Google AI and UC Scientists Tackle Quantum Gate Scaling with Bizzare Sounding Snake Optimizer

Scaling quantum gates to large processors without exceeding the error threshold for fault tolerance is a significant challenge in quantum computing. Two main obstacles are manufacturing high-performance quantum hardware and engineering a control system that can reach its performance limits.

A control optimization strategy, known as the Snake optimizer, has been developed to overcome these complexities. The Snake optimizer can be applied to various quantum operations, algorithms, and architectures, and has been shown to suppress physical error rates. This research, conducted by a team from Google AI and the University of California, is seen as a crucial step towards realizing commercially valuable quantum computations.

What is the Challenge in Scaling Quantum Gates?

Quantum error correction theory assumes that quantum gates can be scaled to large processors without exceeding the error threshold for fault tolerance. However, two major challenges could become fundamental roadblocks: manufacturing high-performance quantum hardware and engineering a control system that can reach its performance limits. The control challenge of scaling quantum gates from small to large processors without degrading performance often maps to nonconvex, high-constraint, and time-dynamic control optimization over an exponentially expanding configuration space.

The complexity of these problems is due to engineered and parasitic interactions among computational elements and their environment, hardware and control inhomogeneities, performance fluctuations, and competition between error mechanisms. Mathematically, the problem is nonconvex, highly constrained, time-dynamic, and expands exponentially with processor size. Past research into overcoming these complexities employed frequency partitioning strategies that either faced difficulties scaling with realistic hardware imperfections or whose scalability is not well understood.

How Can This Challenge Be Overcome?

A control optimization strategy has been reported that can scalably overcome the complexity of such problems. This strategy, known as the Snake optimizer, introduces generic frameworks for building processor-scale optimization models, training them for various quantum algorithms, and adapting to their unique optimization landscapes. This flexible approach can be applied to a variety of quantum operations, algorithms, and architectures.

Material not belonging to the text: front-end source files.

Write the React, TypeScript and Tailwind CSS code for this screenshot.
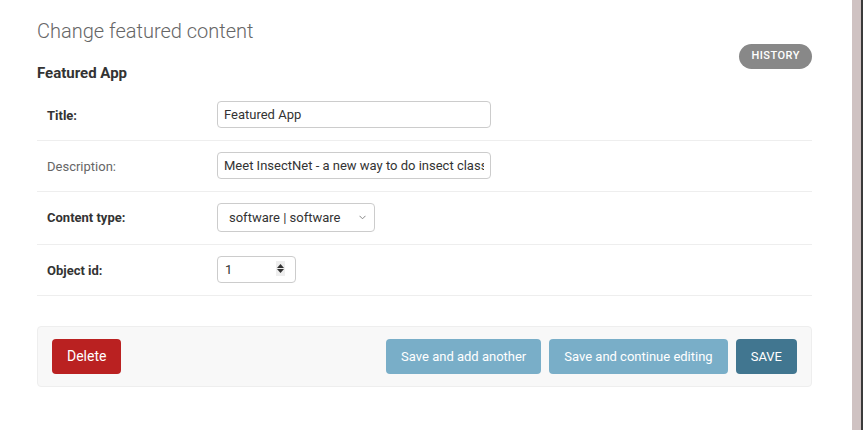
import { ChangeEvent, useState } from "react";

type Field = {
  name: string;
  label: string;
  required: boolean;
};

const Row = ({ field, children }: { field: Field; children: React.ReactNode }) => (
  <div className="flex items-start border-b border-[#eeeeee] pl-[10px] pt-[11px] pb-[12px]">
    <label
      className={
        "w-[170px] shrink-0 pt-[7px] text-[13px] leading-[16px] " +
        (field.required ? "font-bold text-[#333333]" : "text-[#666666]")
      }
    >
      {field.label}:
    </label>
    {children}
  </div>
);

const App = () => {
  const [title, setTitle] = useState("Featured App");
  const [description, setDescription] = useState(
    "Meet InsectNet - a new way to do insect classification"
  );
  const [objectId, setObjectId] = useState("1");

  return (
    <div className="flex min-h-[430px] bg-white font-['Roboto','Liberation_Sans',sans-serif] text-[#333333]">
      <main className="flex-1 pl-[37px] pr-[40px] pt-[19px]">
        <h1 className="h-[24px] text-[20px] font-light leading-[24px] text-[#666666]">
          Change featured content
        </h1>
        <div className="mt-[1px] flex items-start justify-between">
          <h2 className="mt-[20px] text-[15px] font-bold leading-[18px] text-[#333333]">Featured App</h2>
          <a className="flex h-[25px] items-center rounded-full bg-[#888888] px-[12px] text-[11px] font-medium uppercase tracking-[0.5px] text-white">
            History
          </a>
        </div>

        <fieldset className="mt-[8px]">
          <Row field={{ name: "title", label: "Title", required: true }}>
            <input
              value={title}
              onChange={(e: ChangeEvent<HTMLInputElement>) => setTitle(e.target.value)}
              className="h-[27px] w-[274px] rounded-[4px] border border-[#cccccc] px-[6px] text-[13px] text-[#333333] outline-none"
            />
          </Row>
          <Row field={{ name: "description", label: "Description", required: false }}>
            <input
              value={description}
              onChange={(e: ChangeEvent<HTMLInputElement>) => setDescription(e.target.value)}
              className="h-[27px] w-[274px] rounded-[4px] border border-[#cccccc] px-[6px] text-[13px] text-[#333333] outline-none"
            />
          </Row>
          <Row field={{ name: "content_type", label: "Content type", required: true }}>
            <div className="relative">
              <select className="h-[29px] w-[158px] appearance-none rounded-[4px] border border-[#cccccc] bg-white pl-[11px] text-[13px] text-[#333333] outline-none">
                <option>software | software</option>
              </select>
              <svg
                className="pointer-events-none absolute right-[9px] top-[12px]"
                width="7"
                height="5"
                viewBox="0 0 7 5"
                fill="none"
              >
                <path d="M0.5 0.8 L3.5 3.8 L6.5 0.8" stroke="#888" strokeWidth="1" />
              </svg>
            </div>
          </Row>
          <Row field={{ name: "object_id", label: "Object id", required: true }}>
            <div className="relative">
              <input
                value={objectId}
                onChange={(e: ChangeEvent<HTMLInputElement>) => setObjectId(e.target.value)}
                className="h-[27px] w-[79px] rounded-[4px] border border-[#cccccc] px-[7px] text-[13px] text-[#333333] outline-none"
              />
              <div className="pointer-events-none absolute left-[59px] top-[5px] flex h-[15px] w-[9px] flex-col items-center justify-center gap-[1px] bg-[#eeeeee]">
                <svg width="7" height="4" viewBox="0 0 7 4">
                  <path d="M3.5 0 L7 4 L0 4 Z" fill="#333" />
                </svg>
                <svg width="7" height="4" viewBox="0 0 7 4">
                  <path d="M0 0 L7 0 L3.5 4 Z" fill="#333" />
                </svg>
              </div>
            </div>
          </Row>
        </fieldset>

        <div className="mt-[30px] flex items-center rounded-[4px] border border-[#eeeeee] bg-[#f8f8f8] py-[12px] pl-[14px] pr-[14px]">
          <a className="flex h-[35px] items-center rounded-[4px] bg-[#ba2121] px-[15px] text-[14px] text-white">
            Delete
          </a>
          <div className="ml-auto flex gap-[8px]">
            <button className="h-[35px] rounded-[4px] bg-[#79aec8] px-[15px] text-[13px] text-white">
              Save and add another
            </button>
            <button className="h-[35px] rounded-[4px] bg-[#79aec8] px-[15px] text-[13px] text-white">
              Save and continue editing
            </button>
            <button className="h-[35px] rounded-[4px] bg-[#417690] px-[15px] text-[13px] text-white">
              SAVE
            </button>
          </div>
        </div>
      </main>
      <div className="w-[9px] shrink-0 bg-[#cfc2c2]" />
      <div className="w-[2px] shrink-0 bg-[#3a3a3a]" />
    </div>
  );
};

export default App;
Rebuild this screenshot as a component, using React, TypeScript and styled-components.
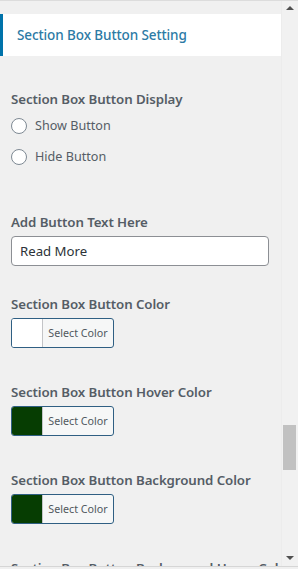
import React from "react";
import styled, { createGlobalStyle } from "styled-components";

const Global = createGlobalStyle`
  html, body { margin: 0; padding: 0; background: #f0f0f0; }
  body { font-family: "Noto Sans", "Open Sans", sans-serif; }
`;

const Frame = styled.div`
  height: 565px;
  border-top: 1px solid #dcdcdc;
  border-bottom: 1px solid #d6d6d6;
  display: flex;
  overflow: hidden;
  background: #f0f0f0;
`;

const Content = styled.div`
  width: 281px;
  padding-top: 13px;
  flex: none;
`;

const Header = styled.div`
  height: 42px;
  background: #fff;
  border-left: 3px solid #0073aa;
  padding-left: 14px;
  display: flex;
  align-items: center;
  font-size: 13.5px;
  font-weight: 500;
  color: #2c7aa5;
  letter-spacing: -0.1px;
`;

const Body = styled.div`
  padding: 33px 0 0 11px;
`;

const Section = styled.div<{ $after: number }>`
  display: flex;
  flex-direction: column;
  margin-bottom: ${(p) => p.$after}px;
`;

const Label = styled.div`
  height: 20px;
  line-height: 20px;
  font-size: 13.3px;
  font-weight: 600;
  color: #555d66;
  white-space: nowrap;
  letter-spacing: -0.1px;
`;

const RadioGroup = styled.div`
  margin-top: 1px;
  display: flex;
  flex-direction: column;
`;

const RadioRow = styled.label`
  height: 31px;
  display: flex;
  align-items: center;
  gap: 8px;
  font-size: 12.6px;
  color: #555d66;
`;

const RadioCircle = styled.span`
  width: 14px;
  height: 14px;
  border: 1px solid #7e8993;
  border-radius: 50%;
  background: #fff;
  flex: none;
`;

const TextInput = styled.input`
  margin-top: 4px;
  width: 258px;
  height: 30px;
  box-sizing: border-box;
  border: 1px solid #8c8f94;
  border-radius: 4px;
  background: #fff;
  padding: 0 8px;
  font-family: "Noto Sans", "Open Sans", sans-serif;
  font-size: 13.2px;
  color: #2c3338;
  outline: none;
`;

const ColorButton = styled.button`
  margin-top: 4px;
  width: 103px;
  height: 30px;
  box-sizing: border-box;
  border: 1px solid #2f5f83;
  border-radius: 3px;
  background: #f6f7f7;
  padding: 0;
  display: flex;
  align-items: stretch;
  overflow: hidden;
  cursor: pointer;
`;

const Swatch = styled.span<{ $color: string }>`
  width: 30px;
  flex: none;
  background: ${(p) => p.$color};
  border-right: 1px solid #c3c4c7;
`;

const ButtonText = styled.span`
  flex: 1;
  display: flex;
  align-items: center;
  justify-content: center;
  font-family: "Noto Sans", "Open Sans", sans-serif;
  font-size: 10.7px;
  color: #50575e;
`;

const ScrollTrack = styled.div`
  position: relative;
  flex: 1;
  background: #f1f1f1;
  border-left: 1px solid #ececec;
`;

const Arrow = styled.div<{ $down?: boolean }>`
  position: absolute;
  left: 4px;
  ${(p) => (p.$down ? "bottom: 6px;" : "top: 5px;")}
  width: 0;
  height: 0;
  border-left: 4px solid transparent;
  border-right: 4px solid transparent;
  ${(p) =>
    p.$down ? "border-top: 4px solid #505050;" : "border-bottom: 4px solid #505050;"}
`;

const Thumb = styled.div`
  position: absolute;
  left: 1px;
  top: 424px;
  width: 13px;
  height: 45px;
  background: #c1c1c1;
`;

const colorSections = [
  { label: "Section Box Button Color", color: "#ffffff" },
  { label: "Section Box Button Hover Color", color: "#063d02" },
  { label: "Section Box Button Background Color", color: "#063d02" },
];

export default function App() {
  return (
    <>
      <Global />
      <Frame>
        <Content>
          <Header>Section Box Button Setting</Header>
          <Body>
            <Section $after={40}>
              <Label>Section Box Button Display</Label>
              <RadioGroup>
                <RadioRow>
                  <RadioCircle />
                  Show Button
                </RadioRow>
                <RadioRow>
                  <RadioCircle />
                  Hide Button
                </RadioRow>
              </RadioGroup>
            </Section>
            <Section $after={28}>
              <Label>Add Button Text Here</Label>
              <TextInput defaultValue="Read More" />
            </Section>
            {colorSections.map((s) => (
              <Section key={s.label} $after={34}>
                <Label>{s.label}</Label>
                <ColorButton>
                  <Swatch $color={s.color} />
                  <ButtonText>Select Color</ButtonText>
                </ColorButton>
              </Section>
            ))}
            <Section $after={0}>
              <Label>Section Box Button Background Hover Color</Label>
            </Section>
          </Body>
        </Content>
        <ScrollTrack>
          <Arrow />
          <Thumb />
          <Arrow $down />
        </ScrollTrack>
      </Frame>
    </>
  );
}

The Snake optimizer has been demonstrated to strongly suppress physical error rates, approaching the surface code threshold for fault tolerance on processors with tens of qubits. To pave the way towards much larger processors, the Snake optimizer includes features designed to stabilize performance over long timescales and geometrically parallelize optimization.

What is the Role of Superconducting Quantum Processors?

Superconducting quantum processors have demonstrated elements of surface code quantum error correction, establishing themselves as promising candidates for fault-tolerant quantum computing. However, imperfections in hardware and control introduce physical errors that corrupt quantum information and could limit scalability.

Frequency-tunable architectures are uniquely positioned to mitigate computational errors since most physical error mechanisms are frequency dependent. However, to leverage this architectural feature, qubit frequency trajectories must be choreographed over quantum algorithms to simultaneously execute quantum operations while mitigating errors.

What is the Future of Quantum Computing?

The control optimization strategy developed around the Snake optimizer is believed to be an important element in scaling quantum control and realizing commercially valuable quantum computations. A simulation environment that emulates the quantum computing stack has been introduced and combined with optimization, healing, and stitching to project the scalability of the strategy towards thousands of qubits.

This strategy will achieve a similar performance advantage on a distance-23 surface code logical qubit with 1057 physical qubits. This suggests that the control optimization strategy solves a generic scaling challenge in a way that can be adapted to a variety of quantum operations, algorithms, and computing architectures.

The research was conducted by a team of scientists from Google AI and the Department of Electrical and Computer Engineering at the University of California.